What is it like to lead a service out of the public sector into a social enterprise or employee-owned mutual?
I recently spoke to four freshly-minted leaders of social businesses or mutuals. What they have to say is inspiring, but also reveals the major challenge ahead for the government, as it aims to create new employee-owned ventures.
Three big themes emerge. The first, emphasised by all, is the importance of leadership from the front.
One leader, a former director of local authority adult services who does not wish to be named and who now leads a new social business, warns that spin-outs will struggle unless senior players are prepared to put themselves on the line. Another, Andrew Burnell, chief executive of City Health Care Partnership, Hull, formerly part of Hull primary care trust (PCT), underlines the need for leaders to be resilient during a process of extrication which, for him, was "a drawn-out affair, difficult and at times challenging to one's sanity and patience".
Then there is the opposition, both overt and covert, from trade unions and, on occasion, from top management. This often takes a personal toll. Burnell felt that his passion for spinning-out led to him being labelled, as "blinkered". The former council director, meanwhile, found that his motivations came under attack. He also believes he was treated as a threat to a comfortable council monopoly: "I was disappointed but not too surprised at the deep municipalism that pervades a local public sector," he says.
Clearly, doing this isn't for the faint-hearted, even those who heed Burnell's counsel "not to take 'No' for an answer".
A third, more positive theme, common to all, is the increase in productivity, innovation and energy that being part of a social business engenders. Scott Darraugh, director of Social adVentures, which was part of Salford PCT, says things are now more productive. "There has been a cultural shift within the team. Staff are driven to take ownership, and that has to be better for the people we serve".

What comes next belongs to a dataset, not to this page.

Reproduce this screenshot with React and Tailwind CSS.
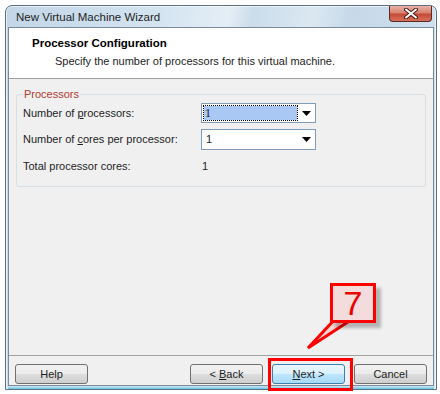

Kevin Bond, chief executive of Navigo community interest company, formerly North East Lincolnshire mental health services, says his new organisation has managed to make significant savings over the next three years without diminishing its service to the public – and has engaged staff and users in governance in a way "never possible before".

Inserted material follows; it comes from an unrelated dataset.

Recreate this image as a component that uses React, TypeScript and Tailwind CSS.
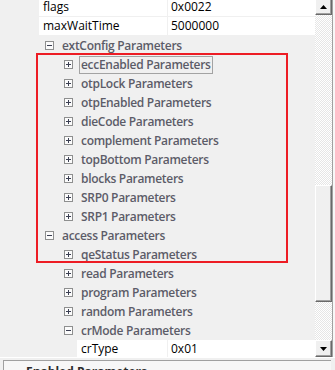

What can we learn from these leaders? The vital factor appears to be the benefits of freedom both strategically and operationally. Getting away from a much larger public body seems to have a powerful galvanising effect.
But warning signs abound. A trickle of spin-outs has not yet turned into a flood. Few councils, it appears, are looking seriously at this option, choosing instead to cut their inhouse services and tender them out.

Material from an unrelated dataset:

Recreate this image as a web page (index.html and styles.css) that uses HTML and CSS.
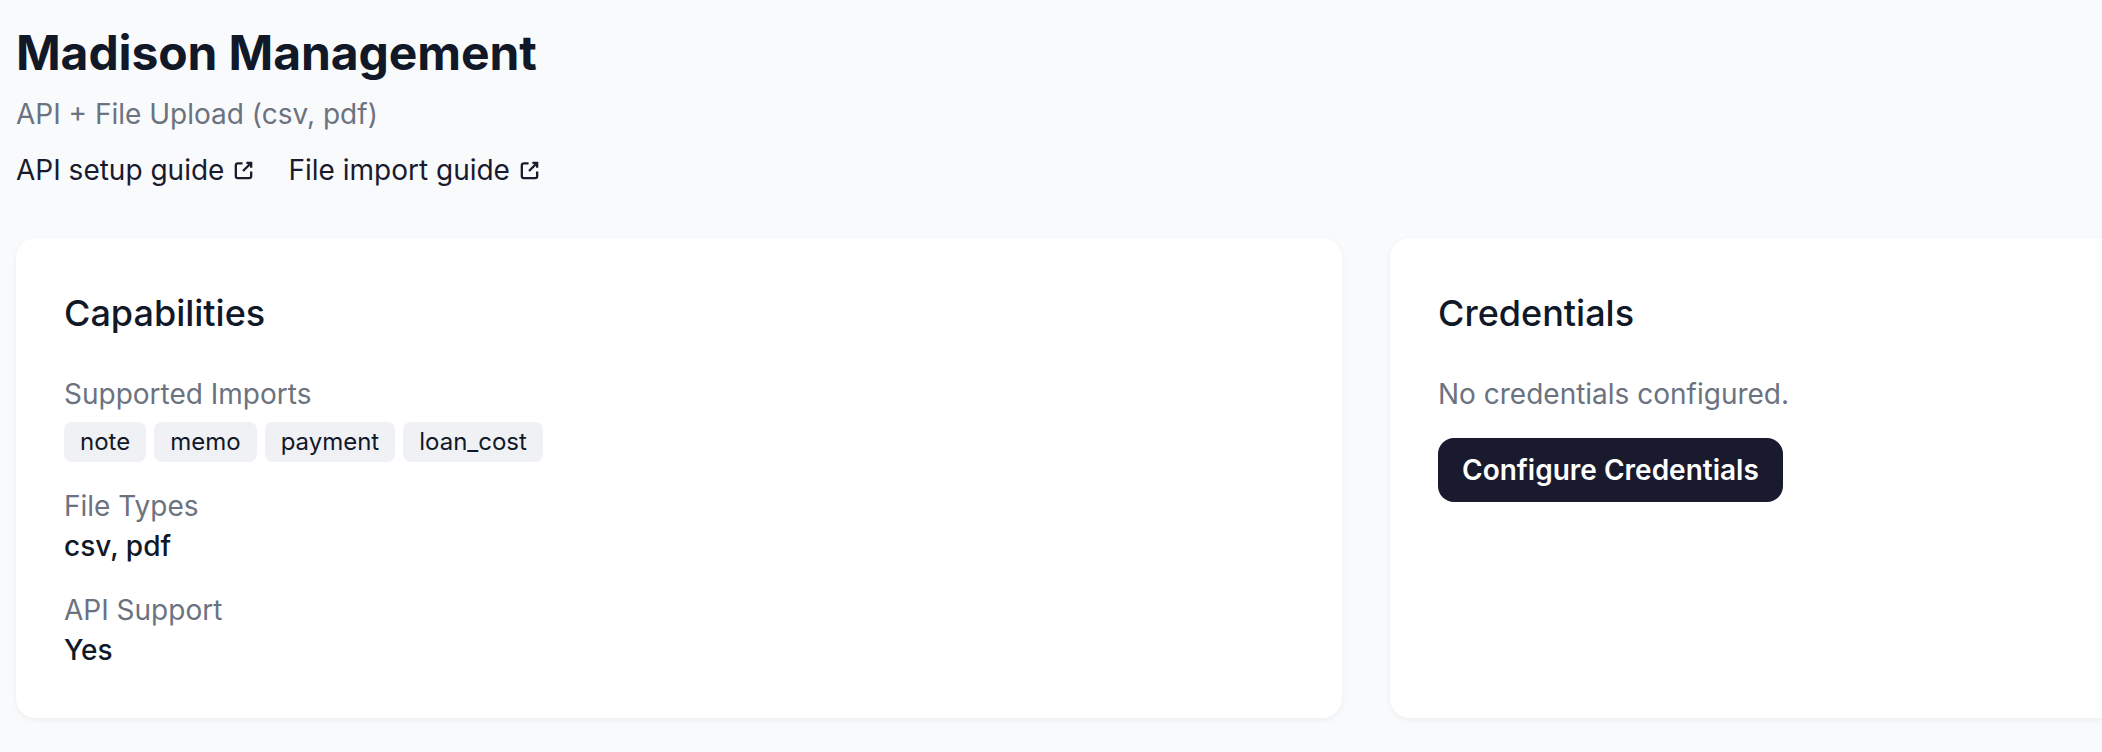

What could speed things up?
First, public bodies need a "playbook". At the moment, according to the former director of adult services, councils don't know how to create and nurture spin-out businesses. Then, further assurance needs to be given around how pensions will work, how public bodies can avoid legal challenges if they create a spin-out and how the creation of spin-outs can be financed. And there is a real need for leaders – hundreds of them. There is no doubt that such people exist in the public sector. But the challenge is to convince them that spinning-out their service will do for them what it has for these four leaders.
It remains in the balance whether potential leaders of new mutuals are encouraged and nurtured – or made to walk through fire before stepping out.
• Craig Dearden-Phillips is founder and chief executive of Stepping Out, a business helping parts of the public sector become a social enterprise, and is a Liberal Democrat county councillor in Suffolk.